In the recent case of Agnello v. U.S., supra, Mr. Justice Butler said: "The protection of the Fourth Amendment extends to all equally — to those justly suspected or accused, as well as to the innocent. The search of a private dwelling without a warrant is, in itself, unreasonable and abhorrent to our laws. Congress has never passed an act purporting to authorize the search of a house without a warrant. On the other hand, special limitations have been set about the obtaining of search warrants for that purpose. Thus, the National Prohibition Act, approved October 28, 1919, c. 85, tit. II, par. 25, 41 Stat. at L. 305 (315 Comp. Stat. par. 10, 138½m, Fed. Stat. Anno. Supp. 1919, p. 213), provides that no search warrant shall issue to search any private dwelling occupied as such unless it is being used for the unlawful sale of intoxicating liquor, or is in part used for business purposes, such as store, shop, saloon, restaurant, hotel, or boarding house. And later, to the end that government employees without a warrant shall not invade the homes of the people and violate the privacies of life, Congress made it a criminal offense, punishable by heavy penalties, for any officer, agent, or employee of the United States, engaged in the enforcement of any law, to search a private dwelling house without a warrant directing such search. Act of November 23, 1921, c. 134, par. 6, 42 Stat. at L. 222, 223 (Comp. Stat. par. 10, 184a, Fed. Stat. Anno. Supp. 1921, p. 230). Safeguards similar to the Fourth Amendment are deemed necessary and have been provided in the Constitution or laws of every state of the Union. We think there is no state statute authorizing the search of a house without a warrant; and, in a number of state laws recently enacted for the enforcement of prohibition in respect of intoxicating liquors, there are provisions similar to those in paragraph 25 of the National Prohibition Act. Save in certain cases as incident to arrest, there is no sanction in the decisions of the courts, federal or state, for the search of a private dwelling house without a warrant. Absence of any judicial approval is persuasive authority that it is unlawful. See Entick v. Carrington, 19 How. St. Tr. 1030, 1066. Belief, however well founded, that an article sought is concealed in a dwelling house, furnishes no justification for a search of that place without a warrant. And such searches are held unlawful, notwithstanding facts unquestionably showing probable cause."
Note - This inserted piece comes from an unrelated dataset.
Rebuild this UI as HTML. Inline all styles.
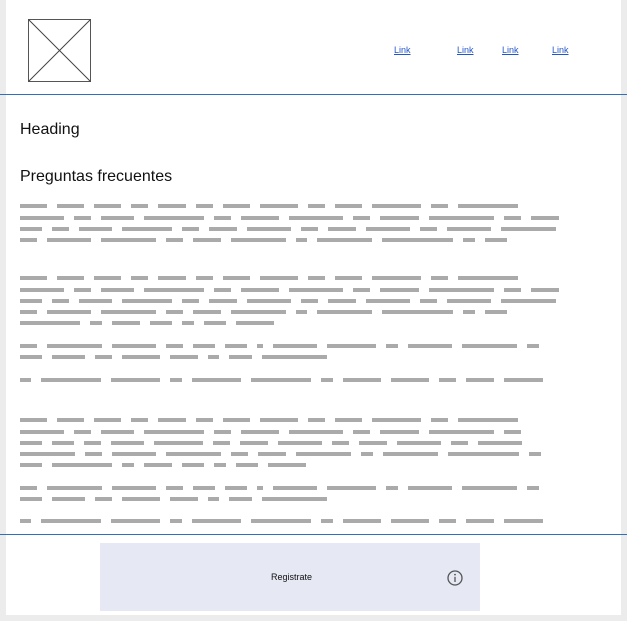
<!DOCTYPE html>
<html><head><meta charset="utf-8"><style>
body{margin:0;width:627px;height:621px;background:#ececec;position:relative;overflow:hidden;font-family:"Liberation Sans",Arial,sans-serif}
.p{position:absolute;left:6px;top:0;width:615px;height:615px;background:#fff}
.hl{position:absolute;left:0;width:627px;height:1px;background:#2f6fc0}
.l{position:absolute;left:20px;display:flex;gap:10px}
.l i{display:block;height:4px;background:#aaa}
a{position:absolute;top:45px;font-size:9px;color:#2255cc;text-decoration:underline}
</style></head><body>
<div class="p"></div>
<svg style="position:absolute;left:28px;top:19px" width="64" height="64"><rect x="0.5" y="0.5" width="62" height="62" fill="none" stroke="#555"/><path d="M0.5 0.5L62.5 62.5M62.5 0.5L0.5 62.5" stroke="#444"/></svg>
<a style="left:394px">Link</a><a style="left:457px">Link</a><a style="left:502px">Link</a><a style="left:552px">Link</a>
<div class="hl" style="top:94px"></div>
<div style="position:absolute;left:20px;top:121px;font-size:16px;color:#111">Heading</div>
<div style="position:absolute;left:20px;top:168px;font-size:16px;color:#111">Preguntas frecuentes</div>

<div class="l" style="top:204px"><i style="width:27px"></i><i style="width:27px"></i><i style="width:27px"></i><i style="width:17px"></i><i style="width:28px"></i><i style="width:17px"></i><i style="width:27px"></i><i style="width:38px"></i><i style="width:17px"></i><i style="width:27px"></i><i style="width:49px"></i><i style="width:17px"></i><i style="width:60px"></i></div>
<div class="l" style="top:216px"><i style="width:44px"></i><i style="width:17px"></i><i style="width:33px"></i><i style="width:60px"></i><i style="width:17px"></i><i style="width:38px"></i><i style="width:54px"></i><i style="width:17px"></i><i style="width:39px"></i><i style="width:65px"></i><i style="width:17px"></i><i style="width:28px"></i></div>
<div class="l" style="top:227px"><i style="width:22px"></i><i style="width:17px"></i><i style="width:33px"></i><i style="width:50px"></i><i style="width:17px"></i><i style="width:28px"></i><i style="width:44px"></i><i style="width:17px"></i><i style="width:28px"></i><i style="width:44px"></i><i style="width:17px"></i><i style="width:44px"></i><i style="width:55px"></i></div>
<div class="l" style="top:238px"><i style="width:17px"></i><i style="width:44px"></i><i style="width:55px"></i><i style="width:17px"></i><i style="width:28px"></i><i style="width:55px"></i><i style="width:11px"></i><i style="width:55px"></i><i style="width:71px"></i><i style="width:12px"></i><i style="width:22px"></i></div>

<div class="l" style="top:276px"><i style="width:27px"></i><i style="width:27px"></i><i style="width:27px"></i><i style="width:17px"></i><i style="width:28px"></i><i style="width:17px"></i><i style="width:27px"></i><i style="width:38px"></i><i style="width:17px"></i><i style="width:27px"></i><i style="width:49px"></i><i style="width:17px"></i><i style="width:60px"></i></div>
<div class="l" style="top:288px"><i style="width:44px"></i><i style="width:17px"></i><i style="width:33px"></i><i style="width:60px"></i><i style="width:17px"></i><i style="width:38px"></i><i style="width:54px"></i><i style="width:17px"></i><i style="width:39px"></i><i style="width:65px"></i><i style="width:17px"></i><i style="width:28px"></i></div>
<div class="l" style="top:299px"><i style="width:22px"></i><i style="width:17px"></i><i style="width:33px"></i><i style="width:50px"></i><i style="width:17px"></i><i style="width:28px"></i><i style="width:44px"></i><i style="width:17px"></i><i style="width:28px"></i><i style="width:44px"></i><i style="width:17px"></i><i style="width:44px"></i><i style="width:55px"></i></div>
<div class="l" style="top:310px"><i style="width:17px"></i><i style="width:44px"></i><i style="width:55px"></i><i style="width:17px"></i><i style="width:28px"></i><i style="width:55px"></i><i style="width:11px"></i><i style="width:55px"></i><i style="width:71px"></i><i style="width:12px"></i><i style="width:22px"></i></div>
<div class="l" style="top:321px"><i style="width:60px"></i><i style="width:12px"></i><i style="width:28px"></i><i style="width:22px"></i><i style="width:12px"></i><i style="width:22px"></i><i style="width:38px"></i></div>

<div class="l" style="top:344px"><i style="width:17px"></i><i style="width:55px"></i><i style="width:44px"></i><i style="width:17px"></i><i style="width:22px"></i><i style="width:22px"></i><i style="width:6px"></i><i style="width:44px"></i><i style="width:49px"></i><i style="width:12px"></i><i style="width:44px"></i><i style="width:55px"></i><i style="width:12px"></i></div>
<div class="l" style="top:355px"><i style="width:22px"></i><i style="width:33px"></i><i style="width:17px"></i><i style="width:38px"></i><i style="width:28px"></i><i style="width:11px"></i><i style="width:23px"></i><i style="width:65px"></i></div>
<div class="l" style="top:378px"><i style="width:11px"></i><i style="width:60px"></i><i style="width:49px"></i><i style="width:12px"></i><i style="width:49px"></i><i style="width:60px"></i><i style="width:12px"></i><i style="width:38px"></i><i style="width:38px"></i><i style="width:17px"></i><i style="width:28px"></i><i style="width:39px"></i></div>

<div class="l" style="top:418px"><i style="width:27px"></i><i style="width:27px"></i><i style="width:27px"></i><i style="width:17px"></i><i style="width:28px"></i><i style="width:17px"></i><i style="width:27px"></i><i style="width:38px"></i><i style="width:17px"></i><i style="width:27px"></i><i style="width:49px"></i><i style="width:17px"></i><i style="width:60px"></i></div>
<div class="l" style="top:430px"><i style="width:44px"></i><i style="width:17px"></i><i style="width:33px"></i><i style="width:60px"></i><i style="width:17px"></i><i style="width:38px"></i><i style="width:54px"></i><i style="width:17px"></i><i style="width:39px"></i><i style="width:65px"></i><i style="width:17px"></i></div>
<div class="l" style="top:441px"><i style="width:22px"></i><i style="width:22px"></i><i style="width:17px"></i><i style="width:33px"></i><i style="width:49px"></i><i style="width:17px"></i><i style="width:28px"></i><i style="width:44px"></i><i style="width:17px"></i><i style="width:28px"></i><i style="width:44px"></i><i style="width:17px"></i><i style="width:44px"></i></div>
<div class="l" style="top:452px"><i style="width:55px"></i><i style="width:17px"></i><i style="width:44px"></i><i style="width:55px"></i><i style="width:17px"></i><i style="width:28px"></i><i style="width:55px"></i><i style="width:12px"></i><i style="width:55px"></i><i style="width:71px"></i><i style="width:12px"></i></div>
<div class="l" style="top:463px"><i style="width:22px"></i><i style="width:60px"></i><i style="width:12px"></i><i style="width:28px"></i><i style="width:22px"></i><i style="width:12px"></i><i style="width:22px"></i><i style="width:38px"></i></div>

<div class="l" style="top:486px"><i style="width:17px"></i><i style="width:55px"></i><i style="width:44px"></i><i style="width:17px"></i><i style="width:22px"></i><i style="width:22px"></i><i style="width:6px"></i><i style="width:44px"></i><i style="width:49px"></i><i style="width:12px"></i><i style="width:44px"></i><i style="width:55px"></i><i style="width:12px"></i></div>
<div class="l" style="top:497px"><i style="width:22px"></i><i style="width:33px"></i><i style="width:17px"></i><i style="width:38px"></i><i style="width:28px"></i><i style="width:11px"></i><i style="width:23px"></i><i style="width:65px"></i></div>
<div class="l" style="top:519px"><i style="width:11px"></i><i style="width:60px"></i><i style="width:49px"></i><i style="width:12px"></i><i style="width:49px"></i><i style="width:60px"></i><i style="width:12px"></i><i style="width:38px"></i><i style="width:38px"></i><i style="width:17px"></i><i style="width:28px"></i><i style="width:39px"></i></div>

<div class="hl" style="top:534px"></div>
<div style="position:absolute;left:100px;top:543px;width:380px;height:68px;background:#e6e8f4"></div>
<div style="position:absolute;left:271px;top:572px;font-size:9px;color:#111">Registrate</div>
<svg style="position:absolute;left:446px;top:569px" width="18" height="18"><circle cx="9" cy="9" r="7" fill="none" stroke="#555" stroke-width="1.3"/><circle cx="9" cy="5.6" r="0.9" fill="#555"/><path d="M9 7.8V13" stroke="#555" stroke-width="1.3"/></svg>
</body></html>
The principles embodied in the Fourth Amendment, and emphasized in the decisions from which we have quoted, have been recognized since the earliest days of our jurisprudence. It was a maxim of the common law that "every man's house is his castle." The courts of Star Chamber, which "favored prerogative at the expense of liberty," had sanctioned arrest and search under general warrants, and this practice was continued without question until the reign of George III, when it received its death blow "from the boldness of Wilkes and the wisdom of Lord Camden." The famous struggle culminating in the decision of Entick v. Carrington, 2 Wils. 275, 19 State Trials, 1030, was fresh in the memory of the framers of the Constitution, as was also the controversy in the Colonies over the "writs of assistance," empowering revenue officers to search suspected places for smuggled goods, which James Otis denounced as "the worst instrument of arbitrary power, the most destructive of English liberty and the fundamental principles of law, that ever was found in an English law book" since they placed "the liberty of every man in the hands of every petty officer." Cooley's Const. Lim. (7th Ed.) 426; Boyd v. U.S., 116 U.S. 616, 6 S. Ct. 524, 29 L. Ed. 746. It was to prevent just such abuses of executive power as were manifested in the instant case that the guaranties of the Fourth Amendment were written into the Constitution.
It is argued that the officers had probable cause to believe that defendant had committed a felony and that they were therefore justified in arresting him without a warrant and in searching his premises as an incident to his lawful arrest. As said by Mr. Justice Butler in the Agnello Case, supra: "The right without a search warrant contemporaneously to search persons lawfully arrested while committing crime, and to search the place where the arrest is made in order to find and seize things connected with the crime as its fruits, or as the means by which it was committed, as well as weapons and other things to effect an escape from custody, is not to be doubted."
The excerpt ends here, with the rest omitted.